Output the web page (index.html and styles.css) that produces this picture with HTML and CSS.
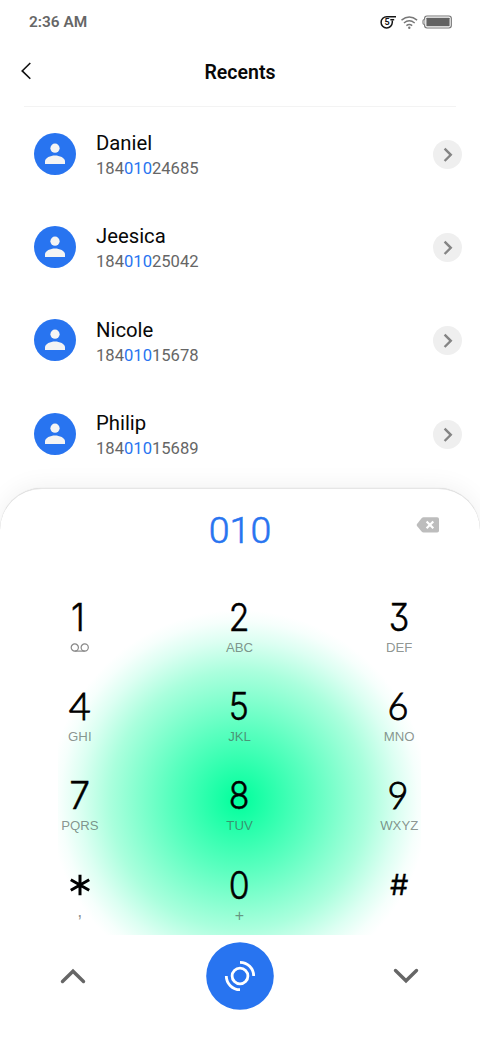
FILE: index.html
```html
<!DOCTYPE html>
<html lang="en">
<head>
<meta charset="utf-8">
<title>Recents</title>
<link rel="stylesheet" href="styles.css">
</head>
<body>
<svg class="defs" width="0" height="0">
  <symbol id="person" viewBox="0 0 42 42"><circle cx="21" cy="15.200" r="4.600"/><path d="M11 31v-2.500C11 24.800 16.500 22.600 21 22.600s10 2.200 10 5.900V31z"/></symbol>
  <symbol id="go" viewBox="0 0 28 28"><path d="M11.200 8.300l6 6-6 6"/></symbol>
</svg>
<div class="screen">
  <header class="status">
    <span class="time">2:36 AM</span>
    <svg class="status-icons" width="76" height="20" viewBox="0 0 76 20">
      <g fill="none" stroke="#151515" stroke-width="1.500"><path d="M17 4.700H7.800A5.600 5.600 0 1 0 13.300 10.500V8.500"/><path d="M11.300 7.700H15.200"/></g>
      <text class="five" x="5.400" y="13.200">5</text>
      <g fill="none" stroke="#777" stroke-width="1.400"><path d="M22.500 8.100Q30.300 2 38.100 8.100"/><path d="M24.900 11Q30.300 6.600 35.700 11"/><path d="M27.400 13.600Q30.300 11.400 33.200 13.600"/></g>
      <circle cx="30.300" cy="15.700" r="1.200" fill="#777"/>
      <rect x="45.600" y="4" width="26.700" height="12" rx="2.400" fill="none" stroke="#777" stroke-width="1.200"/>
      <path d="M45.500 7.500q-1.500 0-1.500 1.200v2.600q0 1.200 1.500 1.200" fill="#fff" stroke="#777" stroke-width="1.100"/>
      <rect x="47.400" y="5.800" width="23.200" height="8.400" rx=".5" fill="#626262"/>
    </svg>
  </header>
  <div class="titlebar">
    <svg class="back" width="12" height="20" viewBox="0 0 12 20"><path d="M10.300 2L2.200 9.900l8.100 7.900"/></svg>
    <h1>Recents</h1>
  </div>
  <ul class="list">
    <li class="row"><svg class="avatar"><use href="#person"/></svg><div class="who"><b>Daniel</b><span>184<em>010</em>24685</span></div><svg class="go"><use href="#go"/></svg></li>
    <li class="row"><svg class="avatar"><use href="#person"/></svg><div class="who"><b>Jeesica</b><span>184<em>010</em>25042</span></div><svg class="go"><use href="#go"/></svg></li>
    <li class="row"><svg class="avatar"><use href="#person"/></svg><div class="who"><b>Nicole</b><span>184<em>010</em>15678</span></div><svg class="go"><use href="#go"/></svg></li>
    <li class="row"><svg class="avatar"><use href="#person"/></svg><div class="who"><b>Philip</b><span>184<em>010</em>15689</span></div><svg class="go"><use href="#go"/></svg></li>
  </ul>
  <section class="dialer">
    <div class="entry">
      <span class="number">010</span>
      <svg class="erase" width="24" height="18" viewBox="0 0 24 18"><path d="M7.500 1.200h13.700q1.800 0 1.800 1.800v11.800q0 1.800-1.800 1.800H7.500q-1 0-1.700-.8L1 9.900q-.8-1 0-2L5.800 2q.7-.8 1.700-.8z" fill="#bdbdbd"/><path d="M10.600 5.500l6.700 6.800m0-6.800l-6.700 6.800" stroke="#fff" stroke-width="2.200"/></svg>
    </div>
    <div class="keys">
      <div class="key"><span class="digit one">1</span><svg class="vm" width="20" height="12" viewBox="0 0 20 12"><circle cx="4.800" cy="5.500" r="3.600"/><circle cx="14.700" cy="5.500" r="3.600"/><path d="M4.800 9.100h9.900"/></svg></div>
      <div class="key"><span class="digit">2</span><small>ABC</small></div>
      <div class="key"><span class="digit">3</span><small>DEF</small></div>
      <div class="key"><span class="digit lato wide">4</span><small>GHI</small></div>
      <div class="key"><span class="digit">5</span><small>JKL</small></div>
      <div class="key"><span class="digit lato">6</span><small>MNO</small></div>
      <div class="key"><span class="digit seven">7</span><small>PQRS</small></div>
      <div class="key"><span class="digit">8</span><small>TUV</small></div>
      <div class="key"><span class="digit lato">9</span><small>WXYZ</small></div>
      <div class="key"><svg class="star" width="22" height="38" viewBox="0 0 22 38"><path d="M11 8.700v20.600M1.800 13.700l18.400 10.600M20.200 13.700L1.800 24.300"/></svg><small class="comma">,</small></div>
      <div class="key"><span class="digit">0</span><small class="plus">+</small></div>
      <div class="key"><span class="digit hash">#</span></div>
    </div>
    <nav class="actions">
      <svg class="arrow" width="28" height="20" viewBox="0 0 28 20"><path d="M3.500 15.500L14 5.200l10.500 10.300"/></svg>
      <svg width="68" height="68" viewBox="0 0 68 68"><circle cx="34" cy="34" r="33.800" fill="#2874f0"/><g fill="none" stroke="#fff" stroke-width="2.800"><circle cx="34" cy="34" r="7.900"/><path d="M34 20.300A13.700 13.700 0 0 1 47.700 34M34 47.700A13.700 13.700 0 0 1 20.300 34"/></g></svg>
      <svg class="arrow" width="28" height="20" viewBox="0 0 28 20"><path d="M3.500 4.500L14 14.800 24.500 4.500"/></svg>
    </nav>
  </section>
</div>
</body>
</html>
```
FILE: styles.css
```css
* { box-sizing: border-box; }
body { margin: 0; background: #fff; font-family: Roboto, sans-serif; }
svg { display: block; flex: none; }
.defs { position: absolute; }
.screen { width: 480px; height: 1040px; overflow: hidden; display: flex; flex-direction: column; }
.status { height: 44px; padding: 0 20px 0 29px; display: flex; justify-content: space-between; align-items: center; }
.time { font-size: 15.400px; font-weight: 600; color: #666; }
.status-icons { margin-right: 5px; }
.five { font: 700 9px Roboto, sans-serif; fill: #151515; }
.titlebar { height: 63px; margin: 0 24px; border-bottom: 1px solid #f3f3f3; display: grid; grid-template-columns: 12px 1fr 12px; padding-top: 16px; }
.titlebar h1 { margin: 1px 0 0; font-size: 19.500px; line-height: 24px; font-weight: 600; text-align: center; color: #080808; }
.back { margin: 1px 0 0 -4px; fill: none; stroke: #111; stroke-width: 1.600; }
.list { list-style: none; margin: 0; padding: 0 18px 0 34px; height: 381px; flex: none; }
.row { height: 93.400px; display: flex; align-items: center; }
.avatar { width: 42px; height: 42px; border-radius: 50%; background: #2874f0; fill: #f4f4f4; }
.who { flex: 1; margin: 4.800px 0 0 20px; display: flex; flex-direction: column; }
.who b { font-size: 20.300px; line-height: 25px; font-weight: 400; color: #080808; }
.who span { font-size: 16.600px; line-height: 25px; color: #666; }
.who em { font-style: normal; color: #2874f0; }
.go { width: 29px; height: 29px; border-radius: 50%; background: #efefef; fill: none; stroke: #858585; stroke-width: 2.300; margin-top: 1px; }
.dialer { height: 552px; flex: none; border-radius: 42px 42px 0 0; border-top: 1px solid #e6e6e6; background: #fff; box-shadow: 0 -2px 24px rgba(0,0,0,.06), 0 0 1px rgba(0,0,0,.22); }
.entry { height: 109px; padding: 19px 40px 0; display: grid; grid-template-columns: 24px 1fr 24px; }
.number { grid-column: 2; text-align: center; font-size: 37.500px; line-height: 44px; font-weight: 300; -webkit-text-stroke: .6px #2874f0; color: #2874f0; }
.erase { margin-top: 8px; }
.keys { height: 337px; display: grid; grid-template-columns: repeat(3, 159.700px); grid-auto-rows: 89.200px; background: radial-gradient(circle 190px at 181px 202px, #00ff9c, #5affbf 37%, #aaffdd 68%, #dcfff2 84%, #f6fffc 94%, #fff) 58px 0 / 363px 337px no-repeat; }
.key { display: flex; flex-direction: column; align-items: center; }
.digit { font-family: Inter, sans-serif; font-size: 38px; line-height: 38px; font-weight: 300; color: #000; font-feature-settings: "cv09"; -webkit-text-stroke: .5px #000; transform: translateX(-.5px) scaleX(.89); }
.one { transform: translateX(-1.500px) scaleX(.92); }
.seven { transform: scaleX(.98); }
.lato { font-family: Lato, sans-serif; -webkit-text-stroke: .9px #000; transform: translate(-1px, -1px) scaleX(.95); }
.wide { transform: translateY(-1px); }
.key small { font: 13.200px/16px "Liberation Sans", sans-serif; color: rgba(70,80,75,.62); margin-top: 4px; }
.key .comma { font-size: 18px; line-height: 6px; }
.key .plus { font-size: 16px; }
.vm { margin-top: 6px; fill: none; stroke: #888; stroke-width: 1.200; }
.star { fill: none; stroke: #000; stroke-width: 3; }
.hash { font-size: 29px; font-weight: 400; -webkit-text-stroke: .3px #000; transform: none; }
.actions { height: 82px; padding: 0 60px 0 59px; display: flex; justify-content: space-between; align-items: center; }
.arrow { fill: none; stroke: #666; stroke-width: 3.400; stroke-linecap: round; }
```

════════════════════

__Goal__.
On how many lines does the word "styles" appear? Answer with only the number.

__Worked solution__.
3